Conduct a Solvency Assurance Audit

Overview

A Solvency Assurance Audit evaluates whether a protocol's balance sheet and liquidation mechanisms can withstand shocks—ensuring the system remains solvent and able to honor obligations even under stress.

Why Solvency Assurance Is Critical

Code and parameter safety alone don't guarantee viability. Protocols must also demonstrate that:

  • Assets ≥ Liabilities under adverse conditions

  • Liquidation mechanisms can act effectively and fast enough to preserve solvency

Pre-Audit Preparation

  • Clearly define scope: Identify pools, collateral types, leverage thresholds, and liquidity concentrations. Make assumptions explicit.

  • Run internal dry-runs: Perform initial solvency checks before engaging external auditors.

  • Test coverage: Prioritize fork-level and stress simulations, including edge-case modeling and fuzzed inputs.

Audit Process and Components

1. Balance Sheet Analysis

  • Evaluate total assets (collateral, reserves) vs. liabilities (outstanding debt, redemption obligations).

  • Identify exposure concentrations (e.g., collateral concentration in a volatile asset).

2. Stress Testing Scenarios

  • Simulate severe events:

    • Rapid price crashes (e.g., 50% drop in ETH in 24 hrs).
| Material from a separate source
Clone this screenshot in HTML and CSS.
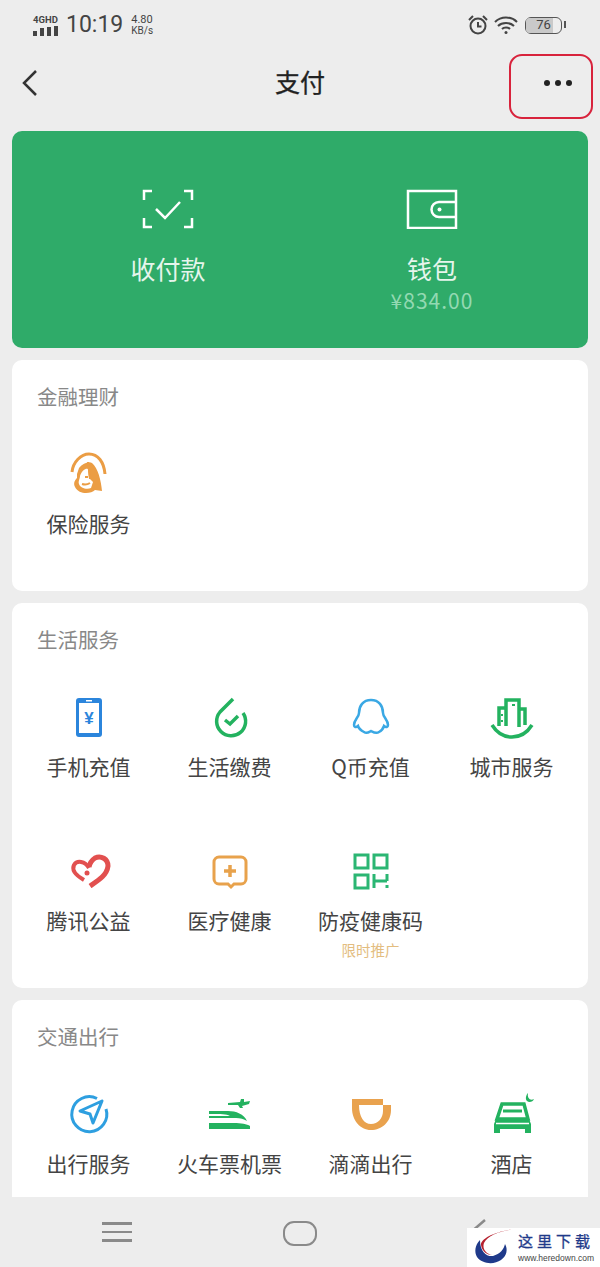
FILE: index.html
```html
<!DOCTYPE html>
<html lang="zh-CN">
<head>
  <meta charset="UTF-8" />
  <title>支付</title>
  <link rel="stylesheet" href="styles.css">
</head>
<body>
  <div class="screen">
    <div class="status-bar">
      <div class="status-left">
        <div class="net">
          <span class="net-label">4GHD</span>
          <svg width="25" height="10" viewBox="0 0 25 10"><g fill="#444"><rect x="0" y="5" width="4" height="5"/><rect x="7" y="2" width="4" height="8"/><rect x="14" y="1" width="4" height="9"/><rect x="21" y="0" width="4" height="10"/></g></svg>
        </div>
        <span class="clock">10:19</span>
        <div class="speed"><span>4.80</span><span class="speed-unit">KB/s</span></div>
      </div>
      <div class="status-right">
        <svg width="22" height="22" viewBox="0 0 22 22" fill="none" stroke="#444" stroke-width="2"><circle cx="11" cy="12" r="7.500"/><path d="M11 8v4.500h3.500M2 6l4-4M20 6l-4-4"/></svg>
        <svg class="wifi" width="26" height="20" viewBox="0 0 26 20" fill="none" stroke="#444" stroke-width="2"><path d="M2 7c6-6 16-6 22 0M5 11c4-4 12-4 16 0M9 14c2-2 6-2 8 0"/><circle cx="13" cy="17.500" r="1.500" fill="#444" stroke="none"/></svg>
        <div class="battery"><span class="battery-fill"></span><span class="battery-num">76</span></div>
      </div>
    </div>

    <div class="nav-bar">
      <svg class="back" width="18" height="28" viewBox="0 0 18 28" fill="none" stroke="#333" stroke-width="2.500"><path d="M15 2L3 14l12 12"/></svg>
      <div class="nav-title">支付</div>
      <div class="more"><i></i><i></i><i></i></div>
      <div class="highlight"></div>
    </div>

    <div class="content">
      <div class="hero">
        <div class="hero-item">
          <svg width="52" height="40" viewBox="0 0 52 40" fill="none" stroke="#fff" stroke-width="2.500"><path d="M10 2H2v9M42 2h8v9M2 29v9h8M50 29v9h-8M14 20l9 9 15-16"/></svg>
          <div class="hero-label">收付款</div>
        </div>
        <div class="hero-item">
          <svg width="52" height="40" viewBox="0 0 52 40" fill="none" stroke="#fff" stroke-width="2.500"><path d="M2 2h48v37H2zM50 13H33a7.500 7.500 0 0 0 0 15h17"/><circle cx="33.500" cy="20.500" r="2" fill="#fff" stroke="none"/></svg>
          <div class="hero-label">钱包</div>
          <div class="hero-amount">¥834.00</div>
        </div>
      </div>

      <div class="card">
        <div class="card-title">金融理财</div>
        <div class="grid">
          <div class="item">
            <svg class="icon" viewBox="0 0 48 48"><path d="M7 22C8 12 16 4 24 4c9 0 15 8 16 20" fill="none" stroke="#eb9d44" stroke-width="3"/><path d="M12 24l2-6c4-5 10-7 13-5 6 5 9 17 10 28l-7-1c-4 4-16 5-20-3-2-4 0-7 2-9z" fill="#eb9d44"/><path d="M15 26c2-6 6-8 8-7l1 9 4 4-2 6c-4 2-11 0-12-4-1-3 1-5 1-8z" fill="#fff"/><path d="M23 12l2 17M20 27h3M17 34c3 1 5 1 8-1" fill="none" stroke="#eb9d44" stroke-width="2"/></svg>
            <div class="item-label">保险服务</div>
          </div>
        </div>
      </div>

      <div class="card">
        <div class="card-title">生活服务</div>
        <div class="grid">
          <div class="item">
            <svg class="icon" viewBox="0 0 48 48"><rect x="11" y="5" width="26" height="39" rx="3" fill="#2b85dc"/><rect x="14" y="10" width="20" height="30" fill="#fff"/><rect x="21" y="7" width="6" height="1.500" fill="#fff"/><text x="24" y="31" text-anchor="middle" class="yen">¥</text></svg>
            <div class="item-label">手机充值</div>
          </div>
          <div class="item">
            <svg class="icon" viewBox="0 0 48 48" fill="none" stroke="#23b25f" stroke-width="3.500"><path d="M27 6L14 19a14.500 14.500 0 1 0 23 1M19 27l5 4 8-8"/></svg>
            <div class="item-label">生活缴费</div>
          </div>
          <div class="item">
            <svg class="icon" viewBox="0 0 48 48" fill="none" stroke="#3aa8e4" stroke-width="2.500"><path d="M24 7c-8 0-12 6-12 13 0 4-5 7-5 12 0 2 2 3 4 1 1 3 4 5 6 6 3 2 5 0 7-1 2 1 5 3 8 1 2-1 4-3 5-6 2 2 4 1 4-1 0-5-5-8-5-12 0-7-4-13-12-13z"/></svg>
            <div class="item-label">Q币充值</div>
          </div>
          <div class="item">
            <svg class="icon" viewBox="0 0 48 48" fill="none" stroke="#23b25f" stroke-width="3.500"><path d="M4 32c10 16 30 16 40 0"/><path d="M18 33V7h13v27M18 15h-7v18M31 16h6v16"/><path d="M14 21v2M14 27v2M24 12h3" stroke-width="2"/></svg>
            <div class="item-label">城市服务</div>
          </div>
          <div class="item">
            <svg class="icon" viewBox="0 0 48 48" fill="none" stroke="#e2504f" stroke-width="5"><path d="M25 39c9-6 17-11 18-20 0-7-7-11-13-8-3 2-5 4-6 9"/><path d="M24 21c-4-7-12-8-15-3-3 6 3 11 10 15" stroke-width="4"/><circle cx="22" cy="26" r="2.500" fill="#e2504f" stroke="none"/></svg>
            <div class="item-label">腾讯公益</div>
          </div>
          <div class="item">
            <svg class="icon" viewBox="0 0 48 48" fill="none" stroke="#e8a24c" stroke-width="3"><path d="M13 10h22a5 5 0 0 1 5 5v17a5 5 0 0 1-5 5h-7l-3 3-3-3H13a5 5 0 0 1-5-5V15a5 5 0 0 1 5-5z"/><path d="M24 18v12M18 24h12" stroke-width="3.500"/></svg>
            <div class="item-label">医疗健康</div>
          </div>
          <div class="item">
            <svg class="icon" viewBox="0 0 48 48" fill="none" stroke="#2bb673" stroke-width="3"><path d="M8 8h13v13H8zM27 8h13v13H27zM8 28h13v13H8zM27 27v14M40 27v7M27 34h13M40 38v3"/></svg>
            <div class="item-label">防疫健康码</div>
            <div class="item-sub">限时推广</div>
          </div>
        </div>
      </div>

      <div class="card">
        <div class="card-title">交通出行</div>
        <div class="grid">
          <div class="item">
            <svg class="icon" viewBox="0 0 48 48" fill="none" stroke="#2e9fe0" stroke-width="3"><path d="M32 8.500A17.500 17.500 0 1 0 41 19"/><path d="M37 11L15 21l10 3 3 9z" stroke-linejoin="round"/></svg>
            <div class="item-label">出行服务</div>
          </div>
          <div class="item">
            <svg class="icon" viewBox="0 0 48 48" fill="#23b25f"><path d="M3 33h25c7 0 13 1 16 3v3H3z"/><path d="M3 21h19c8 0 16 3 19 10-3-2-7-3-11-3H3v-2h21c-4-2-8-2-21-2z"/><path d="M22 13l12-1 1-3 3 0 0 3 6-1-1 3-7 2 1 2-3 0-2-3-10 0z"/></svg>
            <div class="item-label">火车票机票</div>
          </div>
          <div class="item">
            <svg class="icon" viewBox="0 0 48 48"><path fill-rule="evenodd" d="M5 9h31v6h8v5c0 12-9 20-20 20S5 30 5 18zM12 15h24v6c0 7-5 13-12 13s-12-7-12-19z" fill="#e9a24e"/></svg>
            <div class="item-label">滴滴出行</div>
          </div>
          <div class="item">
            <svg class="icon" viewBox="0 0 48 48"><path d="M14 14h22l4 15H9z" fill="none" stroke="#23b25f" stroke-width="3.500"/><path d="M15 21h19" stroke="#23b25f" stroke-width="3"/><path d="M8 29h33l2 5v9h-6v-4H12v4H6v-9z" fill="#23b25f"/><path d="M8 33.500h33" stroke="#fff" stroke-width="1.500"/><path d="M40 3c-1 5 2 8 6 6-1 3-5 4-7 2s-1-6 1-8z" fill="#23b25f"/></svg>
            <div class="item-label">酒店</div>
          </div>
        </div>
      </div>
    </div>

    <div class="bottom-bar">
      <div class="menu-btn"><i></i><i></i><i></i></div>
      <div class="home-btn"></div>
      <svg class="back-btn" width="30" height="30" viewBox="0 0 30 30" fill="none" stroke="#8a8a8a" stroke-width="2.500"><path d="M19 3L5 15l14 12"/></svg>
    </div>

    <div class="watermark">
      <svg width="44" height="39" viewBox="0 0 44 39"><path d="M44 1C30 3 17 7 13 15c-2 6 2 11 8 12-4 0-10-3-11-10C9 11 24 3 44 1z" fill="#b5202e"/><path d="M9 12C4 17 3 24 6 29c5 7 17 8 24 3 6-4 7-11 4-16-1 5-5 10-12 12-6 1-13-4-13-16z" fill="#1f3a8a"/></svg>
      <div class="wm-text">
        <div class="wm-name">这里下载</div>
        <div class="wm-url">www.heredown.com</div>
      </div>
    </div>
  </div>
</body>
</html>
```

FILE: styles.css
```css
* {
  box-sizing: border-box;
}

body {
  margin: 0;
  background-color: #ededed;
  font-family: "Noto Sans CJK SC", "Noto Sans", sans-serif;
  color: #444;
}

.screen {
  position: relative;
  display: flex;
  flex-direction: column;
  width: 600px;
  height: 1267px;
  overflow: hidden;
}

/* status bar */
.status-bar {
  display: flex;
  justify-content: space-between;
  align-items: center;
  height: 46px;
  padding: 4px 38px 0 33px;
  color: #444;
  font-family: Roboto, sans-serif;
}

.status-left,
.status-right {
  display: flex;
  align-items: center;
}

.status-left {
  gap: 8px;
}

.status-right {
  gap: 4px;
}

.net {
  display: flex;
  flex-direction: column;
  gap: 1px;
}

.net-label {
  font-size: 9.5px;
  line-height: 10px;
  font-weight: 700;
}

.clock {
  font-size: 23px;
  line-height: 28px;
}

.speed {
  display: flex;
  flex-direction: column;
  font-size: 11px;
  line-height: 11px;
}

.speed-unit {
  font-size: 10px;
}

.wifi {
  margin-right: 2px;
}

.battery {
  position: relative;
  width: 37px;
  height: 17px;
  border: 1.5px solid #555;
  border-radius: 6px;
  text-align: center;
  font-size: 13px;
  line-height: 14px;
}

.battery::after {
  content: "";
  position: absolute;
  right: -4.5px;
  top: 3.5px;
  width: 2px;
  height: 7px;
  background-color: #555;
}

.battery-fill {
  position: absolute;
  left: 0;
  top: 0;
  bottom: 0;
  width: 76%;
  background-color: #c9c9c9;
  border-radius: 4px 0 0 4px;
}

.battery-num {
  position: relative;
}

/* nav */
.nav-bar {
  position: relative;
  display: grid;
  grid-template-columns: 1fr auto 1fr;
  align-items: center;
  height: 85px;
  padding: 0 28px 15px;
}

.back {
  margin-top: 4px;
  margin-left: -7px;
}

.nav-title {
  font-size: 25px;
  line-height: 34px;
  color: #222;
  -webkit-text-stroke: 0.3px #222;
}

.more {
  display: flex;
  justify-content: flex-end;
  gap: 5px;
  margin-top: 4px;
}

.more i {
  width: 6px;
  height: 6px;
  border-radius: 50%;
  background-color: #222;
}

.highlight {
  position: absolute;
  left: 509px;
  top: 8px;
  width: 84px;
  height: 65px;
  border: 2.5px solid #d8233c;
  border-radius: 13px;
}

/* main cards */
.content {
  flex: 1;
  display: flex;
  flex-direction: column;
  gap: 12px;
  padding: 0 12px;
  overflow: hidden;
}

.hero {
  flex-shrink: 0;
  display: grid;
  grid-template-columns: 1fr 1fr;
  height: 217px;
  padding: 58px 24px 0;
  background-color: #2fab69;
  border-radius: 10px;
}

.hero-item {
  display: flex;
  flex-direction: column;
  align-items: center;
}

.hero-label {
  margin-top: 23px;
  font-size: 25px;
  line-height: 32px;
  color: #e6f5ec;
}

.hero-amount {
  font-size: 21px;
  line-height: 32px;
  letter-spacing: 1px;
  color: #93d9b2;
}

.card {
  flex-shrink: 0;
  padding: 23px 6px 28px;
  background-color: #fff;
  border-radius: 10px;
}

.card-title {
  margin-bottom: 1px;
  padding-left: 19px;
  font-size: 20.5px;
  line-height: 26px;
  color: #888;
}

.grid {
  display: grid;
  grid-template-columns: repeat(4, 1fr);
  grid-auto-rows: 153px;
  row-gap: 1px;
}

.item {
  display: flex;
  flex-direction: column;
  align-items: center;
  padding-top: 40px;
}

.icon {
  width: 48px;
  height: 48px;
}

.yen {
  font-family: "Liberation Sans", sans-serif;
  font-size: 17px;
  font-weight: 700;
  fill: #2b85dc;
}

.item-label {
  margin-top: 11px;
  font-size: 21px;
  line-height: 28px;
  color: #444;
  white-space: nowrap;
}

.item-sub {
  margin-top: 8px;
  font-size: 14.5px;
  line-height: 16px;
  color: #e3bd7f;
}

/* bottom nav */
.bottom-bar {
  flex-shrink: 0;
  position: relative;
  display: flex;
  align-items: center;
  height: 70px;
  padding-bottom: 2px;
}

.menu-btn {
  position: absolute;
  left: 102px;
  top: 25px;
  display: flex;
  flex-direction: column;
  gap: 6px;
}

.menu-btn i {
  width: 30px;
  height: 2.5px;
  background-color: #8a8a8a;
}

.home-btn {
  position: absolute;
  left: 283px;
  top: 24px;
  width: 34px;
  height: 25px;
  border: 2.5px solid #8a8a8a;
  border-radius: 11px;
}

.back-btn {
  position: absolute;
  left: 466px;
  top: 20px;
}

/* site stamp over the corner */
.watermark {
  position: absolute;
  right: 0;
  bottom: 0;
  display: flex;
  gap: 3px;
  width: 133px;
  height: 39px;
  padding-left: 4px;
  background-color: #fff;
}

.wm-text {
  display: flex;
  flex-direction: column;
  align-items: center;
  padding-top: 3px;
}

.wm-name {
  font-size: 15px;
  line-height: 20px;
  letter-spacing: 4px;
  color: #1f3a8a;
  -webkit-text-stroke: 0.3px #1f3a8a;
}

.wm-url {
  font-family: "Liberation Sans", sans-serif;
  font-size: 8.5px;
  line-height: 14px;
  color: #444;
  white-space: nowrap;
}
```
    • Liquidity shortages.

    • Correlated multi-asset failures.

3. Liquidation & Liquidity Dynamics

  • Stress test liquidation execution paths, focusing on:

    • Market depth limitations.

    • Time-to-liquidate vs. price decay.

    • Slippage and cascading risk effects.

4. Risk Metrics

  • Solvency ratios under stress.

  • Liquidation capacity: how much collateral can be offloaded before breaching solvency.

  • Early-warning indicators for escalating risk.

5. Deliverables

  • Solvency health report with scenario analyses.

  • Recommendations for:

    • Improved collateral diversification.

    • Adjusted liquidation thresholds or incentives.

    • Buffer reserves or liquidity backstops.

Post-Audit Actions

  1. Test regression scenarios — Ensure recommended changes fix the issues and prevent recurrence.

  2. Allocate buffer time — Allow for testing, governance discussion, and revalidation.

  3. Update documentation — Reflect all modifications, including new risk thresholds or monitoring protocols.

  4. Execute testnet trials — Simulate the audit recommendations under realistic conditions.